### TASK DIRECTIONS
Reproduce all of the data below without alteration; exclude every picture.

___ SOURCE DATA

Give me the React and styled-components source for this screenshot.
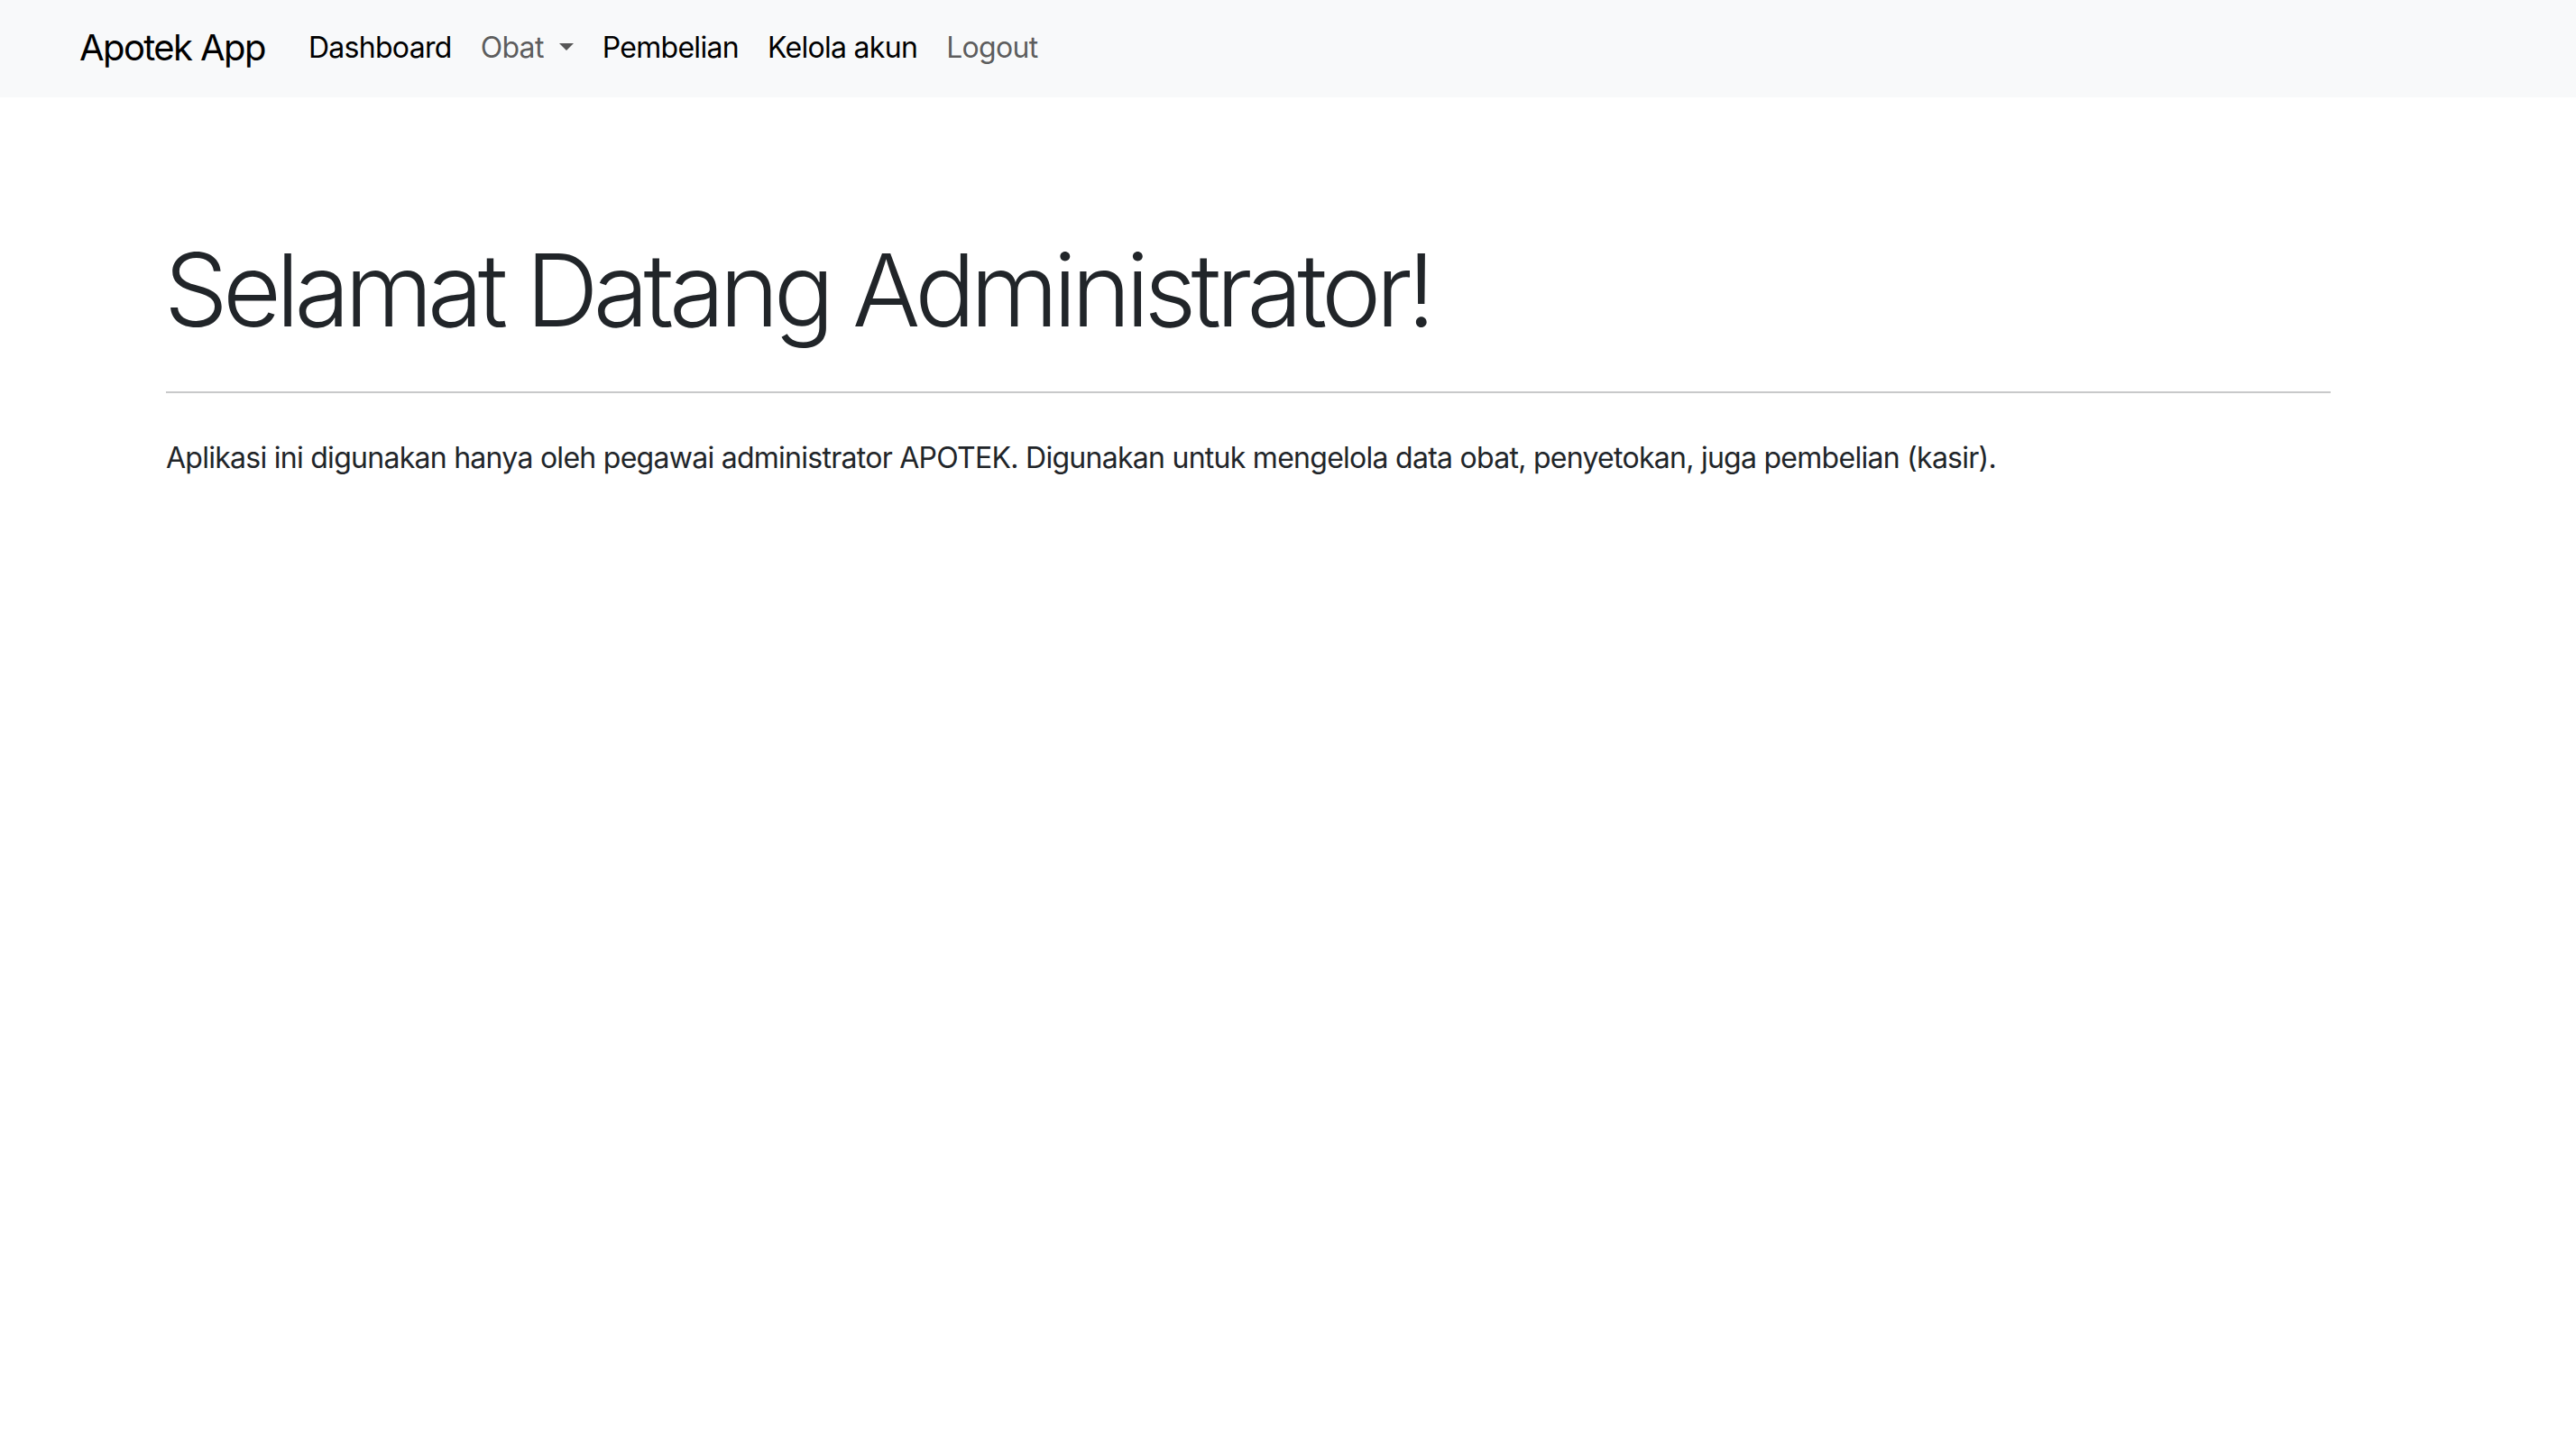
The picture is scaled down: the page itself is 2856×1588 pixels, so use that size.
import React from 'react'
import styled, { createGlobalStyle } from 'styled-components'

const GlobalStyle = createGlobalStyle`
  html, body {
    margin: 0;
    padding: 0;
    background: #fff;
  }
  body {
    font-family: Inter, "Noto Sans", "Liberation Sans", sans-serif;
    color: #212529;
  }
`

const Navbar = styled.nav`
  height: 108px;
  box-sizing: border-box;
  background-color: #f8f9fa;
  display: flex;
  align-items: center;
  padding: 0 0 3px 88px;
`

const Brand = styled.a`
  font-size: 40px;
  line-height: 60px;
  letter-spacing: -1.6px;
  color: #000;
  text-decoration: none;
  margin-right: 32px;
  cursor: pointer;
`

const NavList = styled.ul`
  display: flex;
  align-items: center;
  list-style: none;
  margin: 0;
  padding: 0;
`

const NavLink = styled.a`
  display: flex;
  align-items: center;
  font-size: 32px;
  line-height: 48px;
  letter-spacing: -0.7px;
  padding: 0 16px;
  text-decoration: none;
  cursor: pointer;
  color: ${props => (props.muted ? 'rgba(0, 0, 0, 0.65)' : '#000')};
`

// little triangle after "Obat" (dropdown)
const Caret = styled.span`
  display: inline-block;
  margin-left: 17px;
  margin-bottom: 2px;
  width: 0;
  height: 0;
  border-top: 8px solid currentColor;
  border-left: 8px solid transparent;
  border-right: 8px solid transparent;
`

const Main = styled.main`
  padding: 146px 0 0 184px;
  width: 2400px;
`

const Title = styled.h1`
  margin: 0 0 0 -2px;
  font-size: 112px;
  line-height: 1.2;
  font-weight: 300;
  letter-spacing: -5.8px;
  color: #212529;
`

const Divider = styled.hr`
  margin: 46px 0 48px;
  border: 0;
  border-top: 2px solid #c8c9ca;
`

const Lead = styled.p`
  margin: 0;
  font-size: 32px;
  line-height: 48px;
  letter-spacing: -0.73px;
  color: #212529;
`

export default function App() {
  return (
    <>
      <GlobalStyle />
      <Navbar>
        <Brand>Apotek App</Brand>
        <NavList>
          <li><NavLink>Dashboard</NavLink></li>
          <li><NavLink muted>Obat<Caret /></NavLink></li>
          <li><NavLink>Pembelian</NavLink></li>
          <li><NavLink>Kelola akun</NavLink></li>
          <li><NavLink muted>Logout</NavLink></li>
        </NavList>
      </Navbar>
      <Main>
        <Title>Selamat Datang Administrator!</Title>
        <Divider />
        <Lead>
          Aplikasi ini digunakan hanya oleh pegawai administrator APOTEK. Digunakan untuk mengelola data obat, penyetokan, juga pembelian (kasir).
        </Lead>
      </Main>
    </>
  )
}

______

### SOLUTION TO THIS EXERCISE
Give me the React and styled-components source for this screenshot.
The picture is scaled down: the page itself is 2856×1588 pixels, so use that size.
import React from 'react'
import styled, { createGlobalStyle } from 'styled-components'

const GlobalStyle = createGlobalStyle`
  html, body {
    margin: 0;
    padding: 0;
    background: #fff;
  }
  body {
    font-family: Inter, "Noto Sans", "Liberation Sans", sans-serif;
    color: #212529;
  }
`

const Navbar = styled.nav`
  height: 108px;
  box-sizing: border-box;
  background-color: #f8f9fa;
  display: flex;
  align-items: center;
  padding: 0 0 3px 88px;
`

const Brand = styled.a`
  font-size: 40px;
  line-height: 60px;
  letter-spacing: -1.6px;
  color: #000;
  text-decoration: none;
  margin-right: 32px;
  cursor: pointer;
`

const NavList = styled.ul`
  display: flex;
  align-items: center;
  list-style: none;
  margin: 0;
  padding: 0;
`

const NavLink = styled.a`
  display: flex;
  align-items: center;
  font-size: 32px;
  line-height: 48px;
  letter-spacing: -0.7px;
  padding: 0 16px;
  text-decoration: none;
  cursor: pointer;
  color: ${props => (props.muted ? 'rgba(0, 0, 0, 0.65)' : '#000')};
`

// little triangle after "Obat" (dropdown)
const Caret = styled.span`
  display: inline-block;
  margin-left: 17px;
  margin-bottom: 2px;
  width: 0;
  height: 0;
  border-top: 8px solid currentColor;
  border-left: 8px solid transparent;
  border-right: 8px solid transparent;
`

const Main = styled.main`
  padding: 146px 0 0 184px;
  width: 2400px;
`

const Title = styled.h1`
  margin: 0 0 0 -2px;
  font-size: 112px;
  line-height: 1.2;
  font-weight: 300;
  letter-spacing: -5.8px;
  color: #212529;
`

const Divider = styled.hr`
  margin: 46px 0 48px;
  border: 0;
  border-top: 2px solid #c8c9ca;
`

const Lead = styled.p`
  margin: 0;
  font-size: 32px;
  line-height: 48px;
  letter-spacing: -0.73px;
  color: #212529;
`

export default function App() {
  return (
    <>
      <GlobalStyle />
      <Navbar>
        <Brand>Apotek App</Brand>
        <NavList>
          <li><NavLink>Dashboard</NavLink></li>
          <li><NavLink muted>Obat<Caret /></NavLink></li>
          <li><NavLink>Pembelian</NavLink></li>
          <li><NavLink>Kelola akun</NavLink></li>
          <li><NavLink muted>Logout</NavLink></li>
        </NavList>
      </Navbar>
      <Main>
        <Title>Selamat Datang Administrator!</Title>
        <Divider />
        <Lead>
          Aplikasi ini digunakan hanya oleh pegawai administrator APOTEK. Digunakan untuk mengelola data obat, penyetokan, juga pembelian (kasir).
        </Lead>
      </Main>
    </>
  )
}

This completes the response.